É mesmo! O digital tende a acelerar resultados, não dando a dominar os processos. É o que se vê, um mundo cada vez mais preso aos aplicativos e frio para coisas que muito acrescentam ao contacto humano, isso somos nós no papo conspirativo. Ela indaga sobre o que me traz a Portugal, ao que lhe respondo curso de mestrado. Ah sim? Sim. A questão é que me licenciei em linguística por ser o que mais se aproximava à comunicação e à literatura, na ausência da oferta em jornalismo na província de onde venho.

 

Conta-me ela que em jovem cultivou uma fulgurante paixão pelo jornalismo e exerceu, até perceber que afinal gostava de coisas menos dependentes dos interesses dos patrões. Trocaria os microfones pela sala de aulas, multiplicando o saber a bordo da filosofia. Não podia, por isso mesmo, deixar de abominar o assalto ao bom-senso por derivas populistas. Pior ainda é a onda de supressão de cursos tão úteis à formação do pensamento crítico como as filosofias e as sociologias, já sem falar de sistemas de aceleração que mutilam.

 

Sendo formado em ciências da educação, digo-lhe quão sintonizado à apreensão dela estou. E conversa vai, conversa vem, menciono a má notícia da descontinuação do curso de sociologia numa das unidades orgânicas da maior universidade estatal do meu país, precisamente por registar fraca adesão de candidatos, em se tratando de regime pós-laboral que opera na base da propina para a remuneração do corpo docente.

 

Como pode o mundo crer que vá caminhar saudável e consistente, dar sequência ao legado cultural e conquistas até aqui somadas, com a aposta em programas e currículos que semeiam o imediatismo e a superficialidade? Questões de retórica que prosseguem até a minha interlocutora atirar: E essa coisa do marketing, já viu como consome a juventude?! É só vender, vender. Eu não gosto nada. O marketing é uma mentira!!!

 

De facto, como estudante da coisa devo concordar em parte. O marketing chega a ser uma rampa de ilusões e egos esteticamente bem vendidos. Oh, mas disseste (posso tratar-lhe por tu? – Sim, claro) que estavas em ciências da comunicação. E estou, escolhi comunicação, marketing e publicidade porque trabalho no ramo. No entanto a minha escola é, como disse, ligada à educação, artes e desenvolvimento comunitário pelas ONG.

 

Gosto de causas sociais, diz a senhora, que é activista pelo bem-estar dos animais.
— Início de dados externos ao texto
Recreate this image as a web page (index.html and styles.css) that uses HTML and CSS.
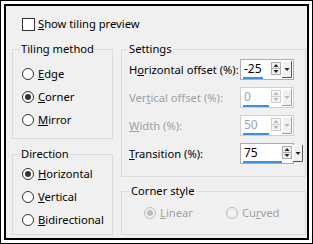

Passa a ser este o tema, a ecologia e vida saudável. Mas o tempo, o mesmo que um dia considerei não ter pernas, pois seriam curtas ou longas demais, fazia das suas. A senhora abre a bolsa para localizar o bloco de notas onde tem o horário dos autocarros intermunicipais. O aplicativo não torna a coisa mais prática? Provoco eu. Livre-me dos aplicativos, por amor de Deus!, retruca. Não quero ser comandada por telefones, utilizo apenas para o essencial, fazer chamadas e enviar SMS, e mesmo assim já é muito. 

 

Feitas as despedidas, solicitei-lhe um ponto de ordem para saber como se chamava, o que revelou com ares desprevenidos, como se fosse natural conversarmos mais de uma hora, trocar impressões pessoais sobre o mundo que queremos mais humano... e acabar tudo numa ficha técnica sem nomes. Bem, se calhar bastaria a data. Mas sou angolano.